┌──

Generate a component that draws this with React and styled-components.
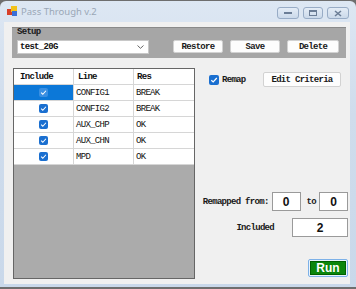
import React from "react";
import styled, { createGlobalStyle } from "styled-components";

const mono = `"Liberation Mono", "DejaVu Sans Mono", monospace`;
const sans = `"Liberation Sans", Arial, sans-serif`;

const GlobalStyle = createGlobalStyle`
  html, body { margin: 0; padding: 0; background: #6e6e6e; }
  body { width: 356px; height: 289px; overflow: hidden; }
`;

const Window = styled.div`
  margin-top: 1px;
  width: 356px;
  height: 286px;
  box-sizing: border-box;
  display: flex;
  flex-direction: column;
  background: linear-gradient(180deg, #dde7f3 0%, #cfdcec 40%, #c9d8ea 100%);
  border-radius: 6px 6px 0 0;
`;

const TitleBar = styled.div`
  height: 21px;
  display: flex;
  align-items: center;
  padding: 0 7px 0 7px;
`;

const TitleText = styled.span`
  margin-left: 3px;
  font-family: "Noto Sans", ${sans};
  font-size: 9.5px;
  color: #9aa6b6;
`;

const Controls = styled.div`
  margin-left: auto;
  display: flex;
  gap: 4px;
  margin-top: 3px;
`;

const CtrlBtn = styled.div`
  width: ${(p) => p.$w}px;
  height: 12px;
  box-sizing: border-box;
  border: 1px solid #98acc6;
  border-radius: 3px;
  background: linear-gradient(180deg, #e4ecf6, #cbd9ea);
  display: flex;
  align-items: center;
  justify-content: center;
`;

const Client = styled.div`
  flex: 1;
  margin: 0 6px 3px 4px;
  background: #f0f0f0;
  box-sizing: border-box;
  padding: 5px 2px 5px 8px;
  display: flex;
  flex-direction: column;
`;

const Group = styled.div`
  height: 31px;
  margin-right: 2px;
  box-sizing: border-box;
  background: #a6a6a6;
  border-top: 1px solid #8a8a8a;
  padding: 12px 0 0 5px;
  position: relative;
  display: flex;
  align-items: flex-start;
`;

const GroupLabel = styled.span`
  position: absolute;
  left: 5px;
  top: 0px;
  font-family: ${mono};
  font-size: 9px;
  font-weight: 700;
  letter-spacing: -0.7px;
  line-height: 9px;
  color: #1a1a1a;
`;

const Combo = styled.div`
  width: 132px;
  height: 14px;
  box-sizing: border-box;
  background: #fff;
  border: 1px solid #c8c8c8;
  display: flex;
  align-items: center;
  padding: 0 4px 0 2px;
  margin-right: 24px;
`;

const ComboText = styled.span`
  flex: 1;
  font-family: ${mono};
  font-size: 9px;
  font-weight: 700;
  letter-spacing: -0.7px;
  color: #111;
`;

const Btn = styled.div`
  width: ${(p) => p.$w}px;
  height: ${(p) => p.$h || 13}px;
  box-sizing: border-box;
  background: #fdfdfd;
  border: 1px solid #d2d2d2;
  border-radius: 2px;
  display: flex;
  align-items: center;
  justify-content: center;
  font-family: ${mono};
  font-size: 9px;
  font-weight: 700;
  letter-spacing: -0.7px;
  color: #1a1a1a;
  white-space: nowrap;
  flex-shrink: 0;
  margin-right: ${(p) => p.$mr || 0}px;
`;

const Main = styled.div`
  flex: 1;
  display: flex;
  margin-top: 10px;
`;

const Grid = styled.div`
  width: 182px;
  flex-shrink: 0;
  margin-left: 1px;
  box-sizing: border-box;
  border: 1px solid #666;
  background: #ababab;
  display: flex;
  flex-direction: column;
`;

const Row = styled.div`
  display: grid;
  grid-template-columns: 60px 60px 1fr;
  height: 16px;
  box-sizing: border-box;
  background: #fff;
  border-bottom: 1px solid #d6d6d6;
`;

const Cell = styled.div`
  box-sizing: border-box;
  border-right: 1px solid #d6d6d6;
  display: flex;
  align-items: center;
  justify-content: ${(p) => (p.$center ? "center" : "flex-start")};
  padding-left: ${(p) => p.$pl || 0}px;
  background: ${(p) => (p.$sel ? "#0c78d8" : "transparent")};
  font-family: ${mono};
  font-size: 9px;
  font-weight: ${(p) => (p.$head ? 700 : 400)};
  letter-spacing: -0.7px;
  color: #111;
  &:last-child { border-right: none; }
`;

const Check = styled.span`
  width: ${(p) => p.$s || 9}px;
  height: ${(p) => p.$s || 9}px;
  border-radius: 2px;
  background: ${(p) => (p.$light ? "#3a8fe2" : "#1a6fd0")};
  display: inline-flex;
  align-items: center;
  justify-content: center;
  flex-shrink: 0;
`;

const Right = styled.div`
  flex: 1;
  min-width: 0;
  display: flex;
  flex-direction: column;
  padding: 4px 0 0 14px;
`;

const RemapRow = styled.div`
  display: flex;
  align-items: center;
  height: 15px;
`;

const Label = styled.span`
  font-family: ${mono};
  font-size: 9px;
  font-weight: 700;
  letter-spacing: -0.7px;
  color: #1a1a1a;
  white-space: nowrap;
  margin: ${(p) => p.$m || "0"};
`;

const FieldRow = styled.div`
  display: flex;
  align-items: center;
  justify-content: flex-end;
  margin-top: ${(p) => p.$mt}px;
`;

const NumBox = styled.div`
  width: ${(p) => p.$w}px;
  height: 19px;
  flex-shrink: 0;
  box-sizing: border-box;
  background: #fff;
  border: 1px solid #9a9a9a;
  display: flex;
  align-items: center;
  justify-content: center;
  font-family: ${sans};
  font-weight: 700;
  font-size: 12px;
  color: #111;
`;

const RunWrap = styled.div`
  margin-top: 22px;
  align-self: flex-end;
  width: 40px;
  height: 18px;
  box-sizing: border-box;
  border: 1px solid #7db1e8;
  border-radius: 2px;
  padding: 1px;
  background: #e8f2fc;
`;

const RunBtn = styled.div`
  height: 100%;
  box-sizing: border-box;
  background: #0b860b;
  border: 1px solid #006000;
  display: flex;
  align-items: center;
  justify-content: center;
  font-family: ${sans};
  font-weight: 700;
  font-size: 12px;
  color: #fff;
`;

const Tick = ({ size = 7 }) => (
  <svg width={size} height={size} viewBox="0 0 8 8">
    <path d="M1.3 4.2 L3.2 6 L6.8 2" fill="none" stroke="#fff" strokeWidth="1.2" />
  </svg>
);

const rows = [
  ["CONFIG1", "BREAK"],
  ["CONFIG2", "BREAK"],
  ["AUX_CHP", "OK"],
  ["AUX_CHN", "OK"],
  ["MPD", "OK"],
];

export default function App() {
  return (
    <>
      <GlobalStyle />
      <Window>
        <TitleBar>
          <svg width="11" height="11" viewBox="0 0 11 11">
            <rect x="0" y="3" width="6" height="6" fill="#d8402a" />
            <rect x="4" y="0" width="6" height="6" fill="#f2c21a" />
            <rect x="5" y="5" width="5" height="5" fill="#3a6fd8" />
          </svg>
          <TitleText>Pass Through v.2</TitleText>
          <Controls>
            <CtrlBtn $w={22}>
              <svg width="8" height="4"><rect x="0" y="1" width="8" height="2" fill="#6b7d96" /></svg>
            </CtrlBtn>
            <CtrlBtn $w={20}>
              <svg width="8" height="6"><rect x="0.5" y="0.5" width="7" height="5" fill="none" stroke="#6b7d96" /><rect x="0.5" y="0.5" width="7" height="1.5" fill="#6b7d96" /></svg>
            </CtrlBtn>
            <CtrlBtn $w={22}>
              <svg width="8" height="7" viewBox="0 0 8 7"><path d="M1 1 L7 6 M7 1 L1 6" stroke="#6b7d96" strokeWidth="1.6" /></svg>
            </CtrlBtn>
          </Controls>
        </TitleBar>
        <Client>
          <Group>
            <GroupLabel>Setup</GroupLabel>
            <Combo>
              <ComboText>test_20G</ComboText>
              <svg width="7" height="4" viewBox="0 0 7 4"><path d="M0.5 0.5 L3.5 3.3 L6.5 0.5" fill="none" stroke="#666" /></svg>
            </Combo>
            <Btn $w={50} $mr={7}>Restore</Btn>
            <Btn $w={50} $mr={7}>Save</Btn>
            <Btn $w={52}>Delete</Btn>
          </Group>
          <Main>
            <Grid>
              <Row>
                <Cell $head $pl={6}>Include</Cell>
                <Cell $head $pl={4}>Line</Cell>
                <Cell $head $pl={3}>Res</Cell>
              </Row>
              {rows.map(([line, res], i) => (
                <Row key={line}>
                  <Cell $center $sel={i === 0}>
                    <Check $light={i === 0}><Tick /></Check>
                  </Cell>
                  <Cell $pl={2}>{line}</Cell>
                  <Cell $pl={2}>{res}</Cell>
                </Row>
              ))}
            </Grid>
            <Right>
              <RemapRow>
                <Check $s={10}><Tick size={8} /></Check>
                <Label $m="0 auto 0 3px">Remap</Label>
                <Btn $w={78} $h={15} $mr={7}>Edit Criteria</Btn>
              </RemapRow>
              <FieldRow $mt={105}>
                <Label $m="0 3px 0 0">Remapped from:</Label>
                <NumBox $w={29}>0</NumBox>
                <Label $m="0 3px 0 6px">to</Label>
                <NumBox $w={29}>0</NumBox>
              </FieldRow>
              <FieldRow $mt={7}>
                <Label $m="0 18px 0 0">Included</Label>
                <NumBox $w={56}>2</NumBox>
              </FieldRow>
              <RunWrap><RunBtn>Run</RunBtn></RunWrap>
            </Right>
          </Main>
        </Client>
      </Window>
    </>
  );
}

└──
┌──

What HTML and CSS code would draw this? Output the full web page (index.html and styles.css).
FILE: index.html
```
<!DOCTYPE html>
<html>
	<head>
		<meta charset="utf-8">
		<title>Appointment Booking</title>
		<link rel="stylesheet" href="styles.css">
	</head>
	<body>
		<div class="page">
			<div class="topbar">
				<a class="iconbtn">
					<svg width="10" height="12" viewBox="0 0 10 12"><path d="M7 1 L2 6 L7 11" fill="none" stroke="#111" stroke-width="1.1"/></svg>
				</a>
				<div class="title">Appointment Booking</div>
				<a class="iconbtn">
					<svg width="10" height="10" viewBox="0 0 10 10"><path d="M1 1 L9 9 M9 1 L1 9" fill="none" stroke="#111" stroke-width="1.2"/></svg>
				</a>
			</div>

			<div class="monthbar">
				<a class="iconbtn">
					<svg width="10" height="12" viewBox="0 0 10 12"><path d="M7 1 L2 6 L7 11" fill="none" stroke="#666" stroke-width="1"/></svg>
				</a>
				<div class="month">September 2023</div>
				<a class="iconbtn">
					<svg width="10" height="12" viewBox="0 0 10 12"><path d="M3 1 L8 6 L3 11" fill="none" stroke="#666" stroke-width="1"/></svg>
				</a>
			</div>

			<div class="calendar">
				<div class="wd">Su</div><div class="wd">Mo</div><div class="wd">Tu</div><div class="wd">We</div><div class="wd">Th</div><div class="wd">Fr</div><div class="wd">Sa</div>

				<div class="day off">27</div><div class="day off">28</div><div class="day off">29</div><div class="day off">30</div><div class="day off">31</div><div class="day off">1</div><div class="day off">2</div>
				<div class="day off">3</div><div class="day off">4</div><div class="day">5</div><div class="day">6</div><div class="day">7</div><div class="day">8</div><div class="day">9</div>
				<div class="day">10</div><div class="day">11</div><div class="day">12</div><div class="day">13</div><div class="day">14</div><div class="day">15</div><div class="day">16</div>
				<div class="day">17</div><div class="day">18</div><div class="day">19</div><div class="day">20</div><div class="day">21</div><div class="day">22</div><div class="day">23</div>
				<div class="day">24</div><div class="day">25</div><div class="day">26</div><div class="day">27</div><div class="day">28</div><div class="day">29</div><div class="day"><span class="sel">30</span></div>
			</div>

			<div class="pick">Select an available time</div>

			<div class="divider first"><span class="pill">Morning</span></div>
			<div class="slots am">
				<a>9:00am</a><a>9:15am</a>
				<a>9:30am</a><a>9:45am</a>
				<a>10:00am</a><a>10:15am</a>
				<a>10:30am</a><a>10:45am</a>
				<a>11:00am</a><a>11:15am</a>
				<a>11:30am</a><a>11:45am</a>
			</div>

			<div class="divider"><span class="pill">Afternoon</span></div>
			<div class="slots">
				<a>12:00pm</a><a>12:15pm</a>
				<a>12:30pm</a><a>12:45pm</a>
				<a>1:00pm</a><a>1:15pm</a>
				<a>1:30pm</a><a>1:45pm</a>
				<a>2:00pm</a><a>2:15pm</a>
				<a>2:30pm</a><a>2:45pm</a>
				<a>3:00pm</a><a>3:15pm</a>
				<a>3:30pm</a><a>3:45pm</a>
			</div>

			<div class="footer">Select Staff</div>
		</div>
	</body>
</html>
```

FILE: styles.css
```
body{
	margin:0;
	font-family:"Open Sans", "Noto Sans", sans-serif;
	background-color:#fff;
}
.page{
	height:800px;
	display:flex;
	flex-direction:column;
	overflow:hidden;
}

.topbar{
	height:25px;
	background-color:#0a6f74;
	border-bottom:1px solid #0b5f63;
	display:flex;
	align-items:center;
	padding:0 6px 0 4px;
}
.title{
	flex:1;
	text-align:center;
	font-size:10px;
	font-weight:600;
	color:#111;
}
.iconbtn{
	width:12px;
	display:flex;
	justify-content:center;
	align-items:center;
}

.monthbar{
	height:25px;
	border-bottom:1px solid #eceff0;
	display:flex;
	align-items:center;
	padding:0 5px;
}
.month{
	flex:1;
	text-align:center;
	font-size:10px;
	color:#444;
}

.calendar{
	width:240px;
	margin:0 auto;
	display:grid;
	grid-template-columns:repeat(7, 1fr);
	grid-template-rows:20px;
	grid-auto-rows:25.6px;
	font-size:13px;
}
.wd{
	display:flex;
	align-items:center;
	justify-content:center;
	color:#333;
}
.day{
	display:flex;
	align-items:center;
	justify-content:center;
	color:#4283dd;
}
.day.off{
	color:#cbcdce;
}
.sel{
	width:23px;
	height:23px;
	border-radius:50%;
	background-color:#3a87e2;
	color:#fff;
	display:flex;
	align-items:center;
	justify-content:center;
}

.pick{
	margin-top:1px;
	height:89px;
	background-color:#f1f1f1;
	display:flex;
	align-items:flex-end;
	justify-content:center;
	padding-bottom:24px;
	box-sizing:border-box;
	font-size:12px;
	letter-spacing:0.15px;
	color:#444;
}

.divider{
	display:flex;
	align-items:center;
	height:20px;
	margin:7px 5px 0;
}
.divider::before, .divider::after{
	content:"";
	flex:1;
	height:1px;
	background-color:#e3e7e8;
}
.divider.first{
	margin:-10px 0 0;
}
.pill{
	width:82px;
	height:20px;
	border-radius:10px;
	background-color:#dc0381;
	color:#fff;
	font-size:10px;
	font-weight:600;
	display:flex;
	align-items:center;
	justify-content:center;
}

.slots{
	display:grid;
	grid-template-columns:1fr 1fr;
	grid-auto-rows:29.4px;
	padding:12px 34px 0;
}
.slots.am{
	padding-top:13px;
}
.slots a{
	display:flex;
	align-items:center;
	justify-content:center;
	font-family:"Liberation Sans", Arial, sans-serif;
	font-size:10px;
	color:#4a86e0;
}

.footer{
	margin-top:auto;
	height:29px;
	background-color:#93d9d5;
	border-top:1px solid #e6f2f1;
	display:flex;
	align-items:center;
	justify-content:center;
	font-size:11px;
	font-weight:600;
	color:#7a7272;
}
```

└──

> **Exercise instructions**
Return each full line of the entries that contains the word "components".

> **Task result**
Generate a component that draws this with React and styled-components.
import styled, { createGlobalStyle } from "styled-components";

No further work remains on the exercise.